アドビは7月20日、動画編集ソフト「Adobe Premiere Pro」の最新バージョン(15.4)において、「音声のテキスト化」機能の提供を開始したと発表した。あわせて、M1搭載Macにネイティブ対応。同等のIntelベースのMacと比べ、約80%高速に動作するという。
音声のテキスト化は、字幕付きビデオがより簡単に作成できる機能。13の言語に対応。人名の綴りの修正など、変更が必要な場合でも簡単に編集できる。文字起こしテキストへの変換処理が終わると、自動的にキャプションを作成し、タイムライン上に配置する。Adobe Senseiの機械学習を活用しており、発話のタイミングとも同期できるという。
また、タイムライン上に配置された字幕のテキストは、エッセンシャルグラフィックスパネルのデザインツールを使って自由にカスタマイズ可能。さらに、テキストパネル上で単語をダブルクリックすると、Adobe Premiere Proのタイムラインの該当する位置にプレイヘッドが移動するなど、検索性も向上している。
コンサルティング会社のPfeifferが実施した最新のベンチマークレポートによると、この機能により、5分尺のビデオからテキストおよび、キャプションを作成するのに必要な時間を75%削減、52分もの時間を節約できたとしている。
After EffectsのM1対応パブリックベータは2021年後半に
今回、Premiere Proに加え、Media Encoder、Character AnimatorについてもM1にネイティブ対応を実現した。Character Animatorでは、リアルタイムの動作がさらに高速化し、パペットやアートワークの読み込みが2倍速くなり、Character Animatorのワークスペースの切り替えも、前世代のMacと比較して最大3倍高速化しているという。
また、新機能としてボディトラッカーとパペットメーカーを公開(英語)。

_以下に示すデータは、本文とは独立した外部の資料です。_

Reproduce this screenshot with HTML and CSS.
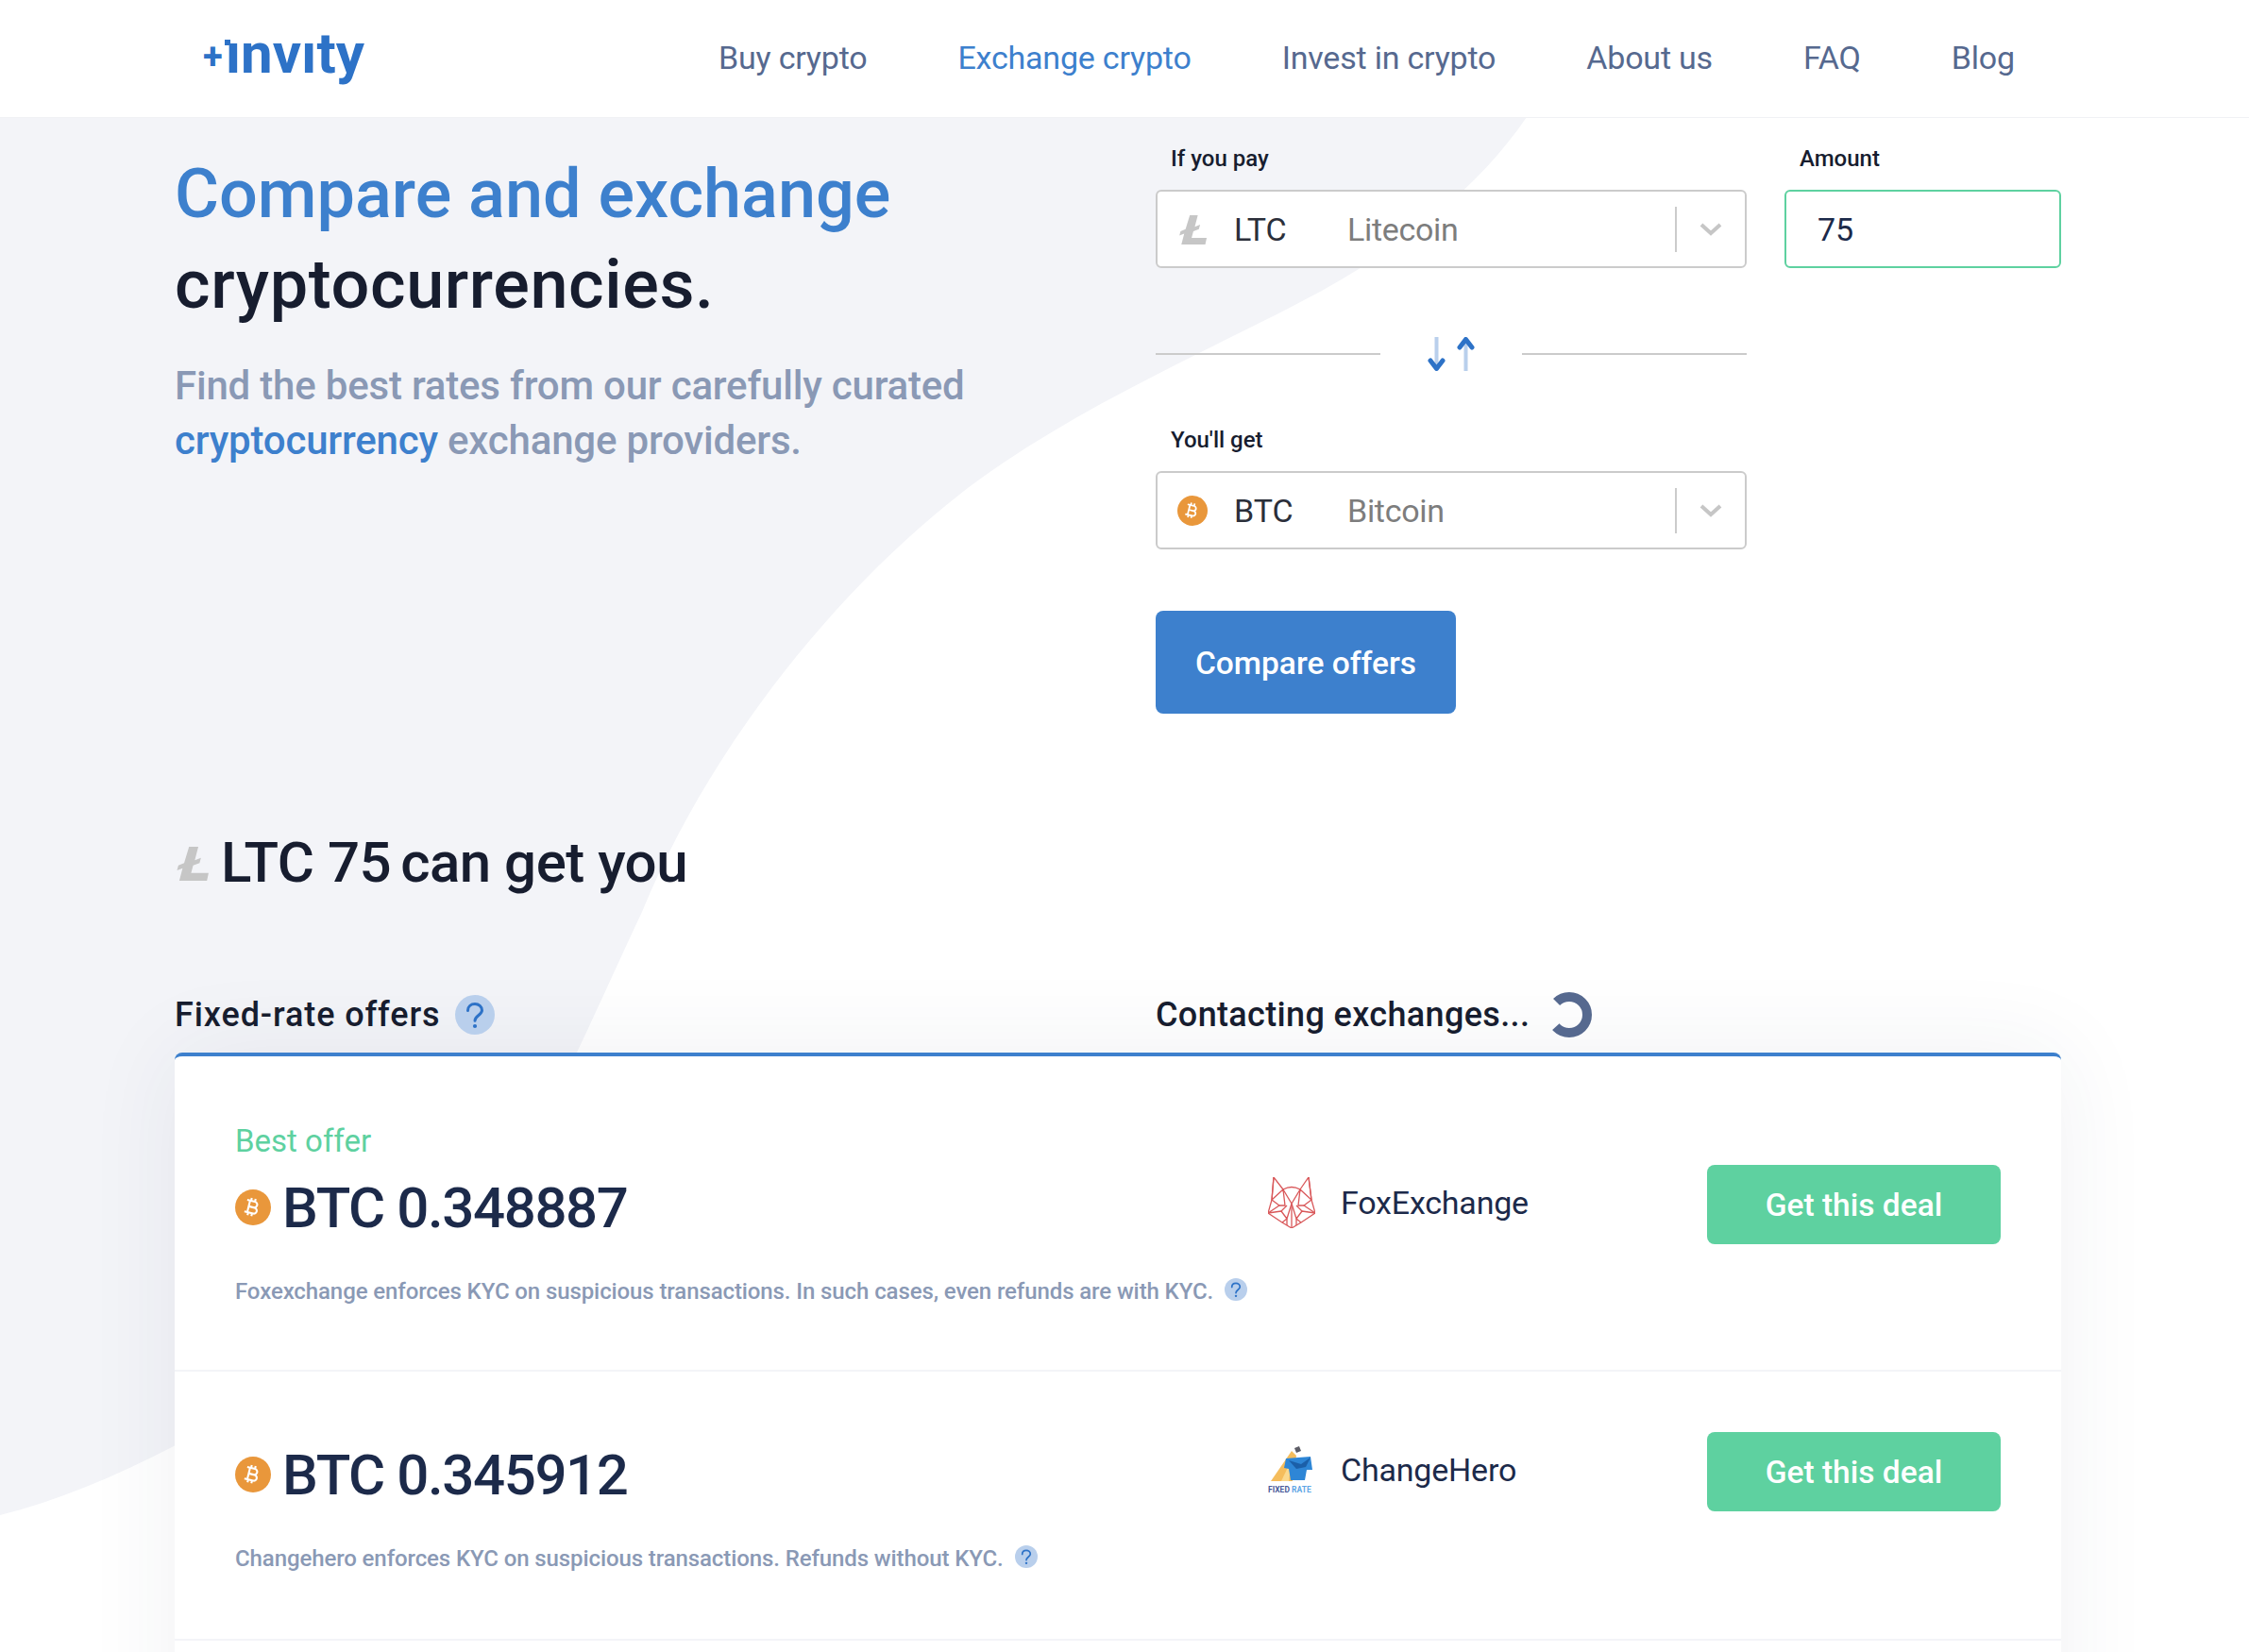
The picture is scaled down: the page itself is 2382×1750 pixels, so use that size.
FILE: index.html
```html
<!DOCTYPE html>
<html>
  <head>
    <title>Invity - Exchange crypto</title>
    <meta name="viewport" content="width=device-width, initial-scale=1.0" />
    <link rel="stylesheet" href="styles.css">
  </head>
  <body>
    <svg width="0" height="0" class="defs">
      <symbol id="btc" viewBox="0 0 38 38">
        <circle cx="19" cy="19" r="19" fill="#e9973b" />
        <g transform="translate(19 19) rotate(14) scale(1.05) translate(-13.5 -12)">
          <path fill="#fff" d="M17.06 11.57c.59-.69.94-1.59.94-2.57 0-1.86-1.27-3.43-3-3.87V3h-2v2h-2V3H9v2H6v2h2v10H6v2h3v2h2v-2h2v2h2v-2c2.21 0 4-1.79 4-4 0-1.45-.78-2.73-1.94-3.43zM10 7h4c1.1 0 2 .9 2 2s-.9 2-2 2h-4V7zm5 10h-5v-4h5c1.1 0 2 .9 2 2s-.9 2-2 2z" />
        </g>
      </symbol>
      <symbol id="ltc" viewBox="0 0 34 34">
        <path fill="#c6c6c6" d="M14 1h9l-3.4 13 6-2.2-1.4 5-6.2 2.3-2 7.4H33l-1.6 7.500H4.500l3.200-12.200-5.400 2 1.300-4.800 5.600-2.200z" />
      </symbol>
      <symbol id="help" viewBox="0 0 42 42">
        <circle cx="21" cy="21" r="21" fill="#b9cfec" />
        <path fill="none" stroke="#2d72c7" stroke-width="3" stroke-linecap="round" d="M13.500 16.500c0-4.500 3.500-7 7.500-7s7.500 2.800 7.500 6.800c0 5-7.500 5.500-7.500 11" />
        <circle cx="21" cy="33" r="2.100" fill="#2d72c7" />
      </symbol>
      <symbol id="chevron" viewBox="0 0 24 14">
        <path fill="none" stroke="#c6c6c6" stroke-width="4" d="M2 2l10 9 10-9" />
      </symbol>
    </svg>

    <svg class="blob" width="2382" height="1750" viewBox="0 0 2382 1750">
      <path fill="#f3f4f8" d="M0 124H1617C1565 200 1490 258 1400 308C1300 362 1175 415 1063 490C920 585 760 770 680 966C650 1030 630 1075 611 1115C550 1250 330 1450 184 1532C120 1565 60 1590 0 1605Z" />
    </svg>

    <header class="topbar">
      <a class="logo"><span class="logo-plus">+</span><span class="logo-i">ı</span>nvıty</a>
      <nav class="nav">
        <a>Buy crypto</a>
        <a class="active">Exchange crypto</a>
        <a>Invest in crypto</a>
        <a>About us</a>
        <a>FAQ</a>
        <a>Blog</a>
      </nav>
    </header>

    <main class="container">
      <section class="hero">
        <div class="intro">
          <h1><span class="blue">Compare and exchange</span><br /><span class="dark">cryptocurrencies.</span></h1>
          <p>Find the best rates from our carefully curated <a>cryptocurrency</a> exchange providers.</p>
        </div>
        <form class="exchange-form">
          <div class="form-row">
            <div class="field field-coin">
              <label>If you pay</label>
              <div class="select">
                <svg class="coin-icon"><use href="#ltc" /></svg>
                <span class="ticker">LTC</span>
                <span class="coin-name">Litecoin</span>
                <span class="select-arrow"><svg><use href="#chevron" /></svg></span>
              </div>
            </div>
            <div class="field field-amount">
              <label>Amount</label>
              <div class="amount-input">75</div>
            </div>
          </div>
          <div class="swap">
            <svg width="54" height="36" viewBox="0 0 54 36" fill="none" stroke-width="4">
              <path stroke="#b9cfec" d="M11.500 0v31M42.500 5v31" />
              <path stroke="#2d72c7" stroke-width="5" stroke-linecap="round" stroke-linejoin="round" d="M5 25L11.500 33.500 18 25M36 11L42.500 2.500 49 11" />
            </svg>
          </div>
          <div class="field field-coin">
            <label>You'll get</label>
            <div class="select">
              <svg class="coin-icon btc-small"><use href="#btc" /></svg>
              <span class="ticker">BTC</span>
              <span class="coin-name">Bitcoin</span>
              <span class="select-arrow"><svg><use href="#chevron" /></svg></span>
            </div>
          </div>
          <button class="compare-btn" type="button">Compare offers</button>
        </form>
      </section>

      <h2 class="result-title">
        <svg class="title-icon"><use href="#ltc" /></svg>
        <span>LTC 75</span> <span class="result-rest">can get you</span>
      </h2>

      <div class="offers-head">
        <div class="offers-label label-fixed">Fixed-rate offers <svg class="help"><use href="#help" /></svg></div>
        <div class="offers-label">Contacting exchanges...
          <svg class="spinner" viewBox="0 0 48 48">
            <circle cx="24" cy="24" r="19" fill="none" stroke="#56698f" stroke-width="10" stroke-dasharray="90 29.400" transform="rotate(-135 24 24)" />
          </svg>
        </div>
      </div>

      <div class="offers">
        <div class="offer offer-best">
          <div class="best-label">Best offer</div>
          <div class="offer-main">
            <div class="price"><svg class="price-icon"><use href="#btc" /></svg>BTC 0.348887</div>
            <div class="provider">
              <svg class="provider-logo" viewBox="0 0 50 54" fill="none" stroke="#d9585a" stroke-width="1.300" stroke-linejoin="round">
                <path d="M6 0L16 13Q25 8 34 13L43 0 46 24 50 38 35 48 25 54 15 48 0 38 4 24Z" />
                <path d="M6 0L4 24 16 13 25 28 34 13 46 24 43 0M4 24L12 30 0 38 14 36 20 44 25 28 30 44 36 36 50 38 38 30 46 24" />
                <path d="M16 13L18 30 12 30M34 13L32 30 38 30M20 44V51M25 28V54M30 44V51M15 48L20 44M35 48L30 44M14 36L20 30M36 36L30 30" />
              </svg>
              <span>FoxExchange</span>
            </div>
            <button class="deal-btn" type="button">Get this deal</button>
          </div>
          <div class="offer-note">Foxexchange enforces KYC on suspicious transactions. In such cases, even refunds are with KYC. <svg class="help-small"><use href="#help" /></svg></div>
        </div>

        <div class="offer">
          <div class="offer-main">
            <div class="price"><svg class="price-icon"><use href="#btc" /></svg>BTC 0.345912</div>
            <div class="provider">
              <svg class="provider-logo" viewBox="0 0 50 54">
                <path fill="#f5bd5c" d="M3 39L25 7 30 12 26 39Z" />
                <path fill="#fbd98e" d="M14 39L25 16 22 39Z" />
                <path fill="#2e86d6" d="M19 15L45 13 47 27 41 27 39 38 24 38 22 26 17 25Z" />
                <path fill="#1b5fa8" d="M22 17L35 21 45 14 40 24 30 26Z" />
                <path fill="#5d5d66" d="M28 4L33 2 35 7 30 9Z" />
                <text x="0" y="51" class="fixed-rate">FIXED <tspan fill="#5fa6e6">RATE</tspan></text>
              </svg>
              <span>ChangeHero</span>
            </div>
            <button class="deal-btn" type="button">Get this deal</button>
          </div>
          <div class="offer-note">Changehero enforces KYC on suspicious transactions. Refunds without KYC. <svg class="help-small"><use href="#help" /></svg></div>
        </div>

        <div class="offer"></div>
      </div>
    </main>
  </body>
</html>
```

FILE: styles.css
```css
html,
body {
  height: 1750px;
  overflow: hidden;
}
body {
  font-family: Roboto, "Liberation Sans", sans-serif;
  background: #fff;
  color: #171d2f;
  margin: 0;
  padding: 0;
  position: relative;
}
.defs {
  position: absolute;
}
.blob {
  position: absolute;
  left: 0;
  top: 0;
  z-index: -1;
}
.topbar {
  display: flex;
  align-items: center;
  height: 124px;
  padding-left: 215px;
  background: #fff;
  border-bottom: 1px solid #f0f1f4;
}
.logo {
  color: #2d72c7;
  font-size: 60px;
  font-weight: 700;
  line-height: 62px;
  margin-top: -8px;
  width: 546px;
}
.logo-plus {
  font-size: 38px;
  margin-right: 3px;
  vertical-align: 4px;
}
.logo-i {
  position: relative;
}
.logo-i::before {
  content: "";
  position: absolute;
  left: -1px;
  top: 21px;
  width: 6px;
  height: 6px;
  background: #2d72c7;
}
.nav {
  display: flex;
  gap: 96px;
  font-size: 34px;
  color: #56698f;
  letter-spacing: -0.2px;
  margin-top: -2px;
}
.nav .active {
  color: #3d80cd;
}
.container {
  width: 1998px;
  margin-left: 185px;
}
.hero {
  display: flex;
  height: 631px;
}
.intro {
  width: 1039px;
}
h1 {
  font-size: 72px;
  font-weight: 500;
  line-height: 96px;
  margin: 33px 0 0;
  color: #171d2f;
}
.blue {
  color: #3d80cd;
}
.dark {
  letter-spacing: 0.6px;
}
.intro p {
  font-size: 42px;
  font-weight: 500;
  line-height: 58px;
  color: #8a99b5;
  margin: 30px 0 0;
  width: 880px;
  letter-spacing: -0.2px;
}
.intro p a {
  color: #3d80cd;
}
.exchange-form {
  width: 959px;
}
.form-row {
  display: flex;
  gap: 40px;
}
.field label {
  display: block;
  font-size: 24px;
  font-weight: 500;
  line-height: 30px;
  padding-left: 16px;
  margin: 28px 0 18px;
}
.field-coin {
  width: 626px;
}
.field-amount {
  width: 293px;
}
.select,
.amount-input {
  box-sizing: border-box;
  display: flex;
  align-items: center;
  height: 83px;
  background: #fff;
  border: 2px solid #cbcbcb;
  border-radius: 6px;
  font-size: 34px;
}
.coin-icon {
  width: 32px;
  height: 32px;
  margin-left: 21px;
}
.ticker {
  width: 120px;
  margin-left: 28px;
  color: #2b2f3a;
}
.coin-name {
  flex: 1;
  color: #7d7d7d;
  letter-spacing: -0.3px;
}
.select-arrow {
  display: flex;
  align-items: center;
  box-sizing: border-box;
  height: 48px;
  width: 74px;
  padding-left: 24px;
  border-left: 2px solid #cbcbcb;
}
.select-arrow svg {
  width: 24px;
  height: 14px;
}
.amount-input {
  border-color: #5ed1a0;
  padding-left: 33px;
  color: #1c2a4a;
}
.swap {
  display: flex;
  align-items: center;
  justify-content: center;
  width: 626px;
  height: 130px;
  gap: 48px;
  margin-top: 26px;
}
.swap::before,
.swap::after {
  content: "";
  flex: 1;
  height: 2px;
  background: #cbcbcb;
}
.swap + .field label {
  margin-top: 11px;
}
.compare-btn {
  display: block;
  width: 318px;
  height: 109px;
  margin-top: 65px;
  padding-top: 2px;
  border: none;
  border-radius: 8px;
  background: #3d80cd;
  color: #fff;
  font-family: inherit;
  font-size: 33.500px;
  font-weight: 500;
}
.result-title {
  display: flex;
  align-items: center;
  gap: 10px;
  font-size: 60px;
  font-weight: 500;
  line-height: 72px;
  margin: 122px 0 0;
  letter-spacing: -0.5px;
}
.title-icon {
  width: 37px;
  height: 37px;
  margin-right: 2px;
}
.offers-head {
  display: flex;
  align-items: center;
  height: 50px;
  margin-top: 100px;
}
.offers-label {
  display: flex;
  flex: none;
  align-items: center;
  gap: 15px;
  font-size: 36px;
  font-weight: 500;
  letter-spacing: 0.35px;
  width: 1039px;
}
.label-fixed {
  letter-spacing: 0.9px;
}
.help {
  width: 42px;
  height: 42px;
}
.spinner {
  width: 48px;
  height: 48px;
  margin-left: 3px;
}
.offers {
  background: #fff;
  border-top: 4px solid #3d80cd;
  border-radius: 8px 8px 0 0;
  margin-top: 15px;
  box-shadow: 0 0 100px rgba(40, 50, 80, 0.07);
}
.offer {
  padding: 64px 64px 69px;
  border-bottom: 2px solid #f3f4f8;
}
.offer-best {
  padding-top: 70px;
  padding-bottom: 67px;
}
.best-label {
  color: #5ed1a0;
  font-size: 33px;
  line-height: 40px;
  margin-bottom: 5px;
}
.offer-main {
  display: grid;
  grid-template-columns: 1094px 465px 311px;
  align-items: center;
}
.price {
  display: flex;
  align-items: center;
  gap: 12px;
  height: 72px;
  margin-top: 6px;
  font-size: 60px;
  font-weight: 500;
  letter-spacing: -1.400px;
  color: #1c2a4a;
}
.price-icon {
  width: 38px;
  height: 38px;
}
.provider {
  display: flex;
  align-items: center;
  gap: 27px;
  font-size: 34px;
  letter-spacing: -0.200px;
  color: #1c2a4a;
  margin-top: -5px;
}
.provider-logo {
  width: 50px;
  height: 54px;
}
.fixed-rate {
  font-family: Roboto, sans-serif;
  font-size: 8.500px;
  font-weight: 700;
  letter-spacing: 0;
  fill: #4a5a9a;
}
.deal-btn {
  height: 84px;
  padding-top: 2px;
  border: none;
  border-radius: 8px;
  background: #5ed1a0;
  color: #fff;
  font-family: inherit;
  font-size: 33.500px;
  font-weight: 500;
}
.offer-note {
  display: flex;
  align-items: center;
  gap: 12px;
  font-size: 24px;
  font-weight: 500;
  line-height: 32px;
  letter-spacing: -0.100px;
  color: #8a99b5;
  margin-top: 34px;
}
.help-small {
  width: 24px;
  height: 24px;
  margin-top: -4px;
}
```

ボディトラッカーでは、コマアニメやキーフレームアニメーション作成の経験がないクリエイターでも、動きやジェスチャーを使ってパペットのアニメーション化が可能。カメラに向かって身体を動かせば、パペットも一緒に動くようになる。パペットメーカーでは、ヘアスタイル、スキントーン、アクセサリーなど、キャラクターのスタイルを複数用意。シンプルなインターフェイスで、キャラクターをカスタマイズできる。
After Effectsについては、2021年後半にパブリックベータ版としてネイティブ対応する予定だが、Premiere Proに搭載されているダイナミックリンクやモーショングラフィックステンプレートなど、After Effectsとの連携機能はすでにM1に最適化されているほか、After Effectsのマルチフレームレンダリング機能はすでにパブリックベータが提供されている。
マルチフレームレンダリングは、マルチコアCPUを活用して最大3倍のパフォーマンスを実現。「プレビューにマルチフレームレンダリングを使用」オプションが追加され、画面上でのレンダリングのさらなる高速化と全体的な応答性の向上が期待できるという。また、「投機的レンダリング」により、システムがアクティブでない時間を自動的に検出。その空き時間を使ってコンポジションのレンダリングを実行できるという。